South Africa’s inflation rate declined to a two-month low, according to data released by Statistics South Africa.

Consumer prices rose by 5.3% year-on-year, down from 5.6% in February. While this decline may initially suggest a positive trend, analysts caution against premature optimism due to various economic factors at play.

The weakening of the South African rand against the dollar, coupled with drought conditions affecting staple crops like white corn and geopolitical tensions in the Middle East leading to rising oil prices, poses significant challenges.

These factors are expected to keep inflation relatively high and stubborn in the coming months, making policymakers hesitant to adjust borrowing costs.

Lesetja Kganyago, Governor of the South African Reserve Bank, reiterated the bank’s cautious stance on inflation pressures.

Despite the recent easing, inflation has consistently remained above the midpoint of the central bank’s target range of 3-6% since May 2021. Consequently, the bank has maintained the benchmark interest rate at 8.25% for nearly a year, aiming to anchor inflation expectations.

While some traders speculate on potential interest rate hikes, forward-rate agreements indicate a low likelihood of such a move at the upcoming monetary policy committee meeting.

The yield on 10-year bonds also saw a marginal decline following the release of the inflation data.

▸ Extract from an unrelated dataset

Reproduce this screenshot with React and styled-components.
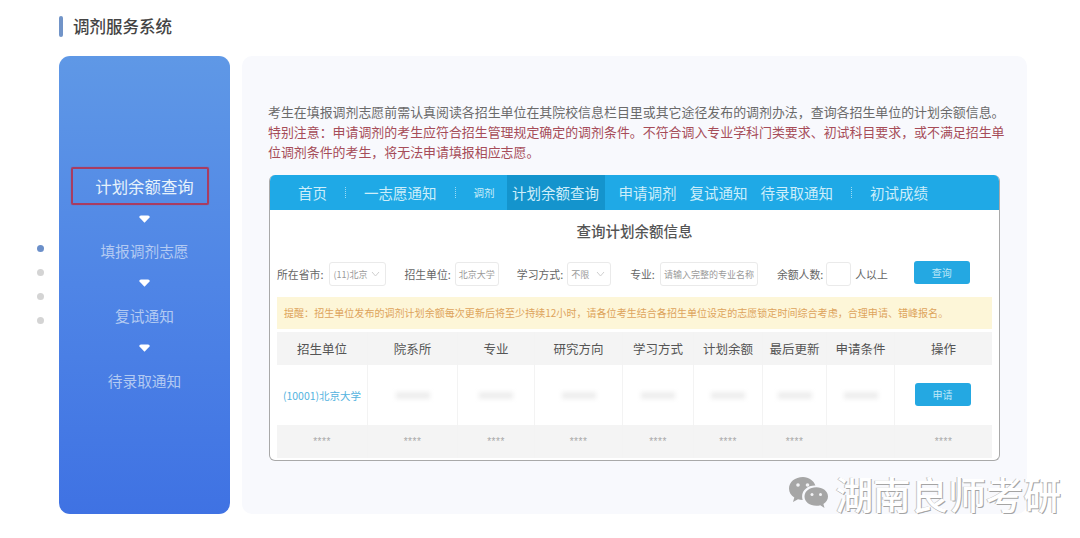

March’s inflation decline was mainly attributed to lower prices in miscellaneous goods and services, education, health, and housing and utilities.

However, core inflation, which excludes volatile food and energy costs, remained relatively steady at 4.9%.

Overall, South Africa’s inflation trajectory underscores the delicate balance between economic recovery and inflation containment amid ongoing global uncertainties.